Elle avait ce regard qu’on n’oublie pas. À la fois doux et insaisissable. Une voix grave, presque rauque, qui semblait toujours parler depuis quelque part d’autre, un ailleurs. Lea Massari s’est éteinte à l’âge de 92 ans, emportant avec elle une certaine idée du cinéma italien et européen : celle où la beauté n’était jamais docile, et la présence toujours profonde.
Née Anna Maria Massetani à Rome en 1933, elle choisit son nom de scène en hommage à un amour perdu trop tôt. Ce geste inaugural disait déjà tout : la douleur transformée en poésie, l’intime devenu masque. Elle est entrée au cinéma comme on entre dans un roman noir : avec mystère et élégance. C’est Antonioni qui la révèle au monde en 1960 dans L’Avventura, où son personnage disparaît après vingt minutes, et hante pourtant tout le reste du film. On n’a peut-être jamais aussi bien filmé l’absence. Massari y est fulgurante : elle incarne une disparition plus réelle que bien des présences.
Elle tourne ensuite avec d’autres (très) grands : Louis Malle, Francesco Rosi, Claude Sautet… Toujours là où la faille affleure, où les sentiments déraillent. Dans Murmure dans la ville, elle est cette mère blessée qui se refuse de sombrer ; dans Les choses de la vie, elle incarne l’autre femme, celle qu’on choisit trop tard. Lea Massari n’était jamais secondaire. Elle imposait une gravité calme, une sensualité jamais ostentatoire, une complexité presque inavouable.

Lea Massari aux côtés de Michel Picccoli dans Les Choses de la vie, de Claude Sautet (1970).
Son élégance ne venait pas des robes ni des coiffures, mais au contraire de cette manière unique de ne jamais forcer le cadre. Elle n’interprétait pas : elle habitait.
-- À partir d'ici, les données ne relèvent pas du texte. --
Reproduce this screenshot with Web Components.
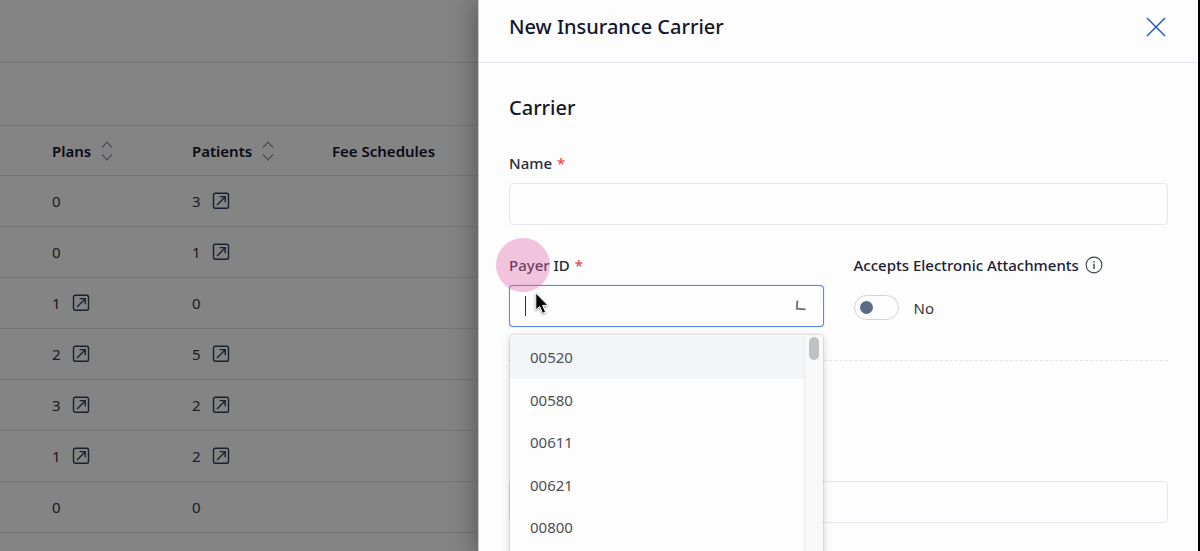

Et c’est sans doute pour cela qu’elle a peu à peu déserté les plateaux, comme on se retire d’un monde devenu trop bavard. Elle disait que le cinéma l’avait lassée. Mais c’est peut-être nous qui l’avions déçue.
Aujourd’hui, on se repasse ses films. On écoute sa voix. Et on se dit qu’il y avait chez elle quelque chose qui relevait de la pudeur des êtres lucides, et du refus de tout simplisme. Lea Massari n’a pas disparu. Elle continue de hanter. Comme dans L’Avventura. Comme dans la vie.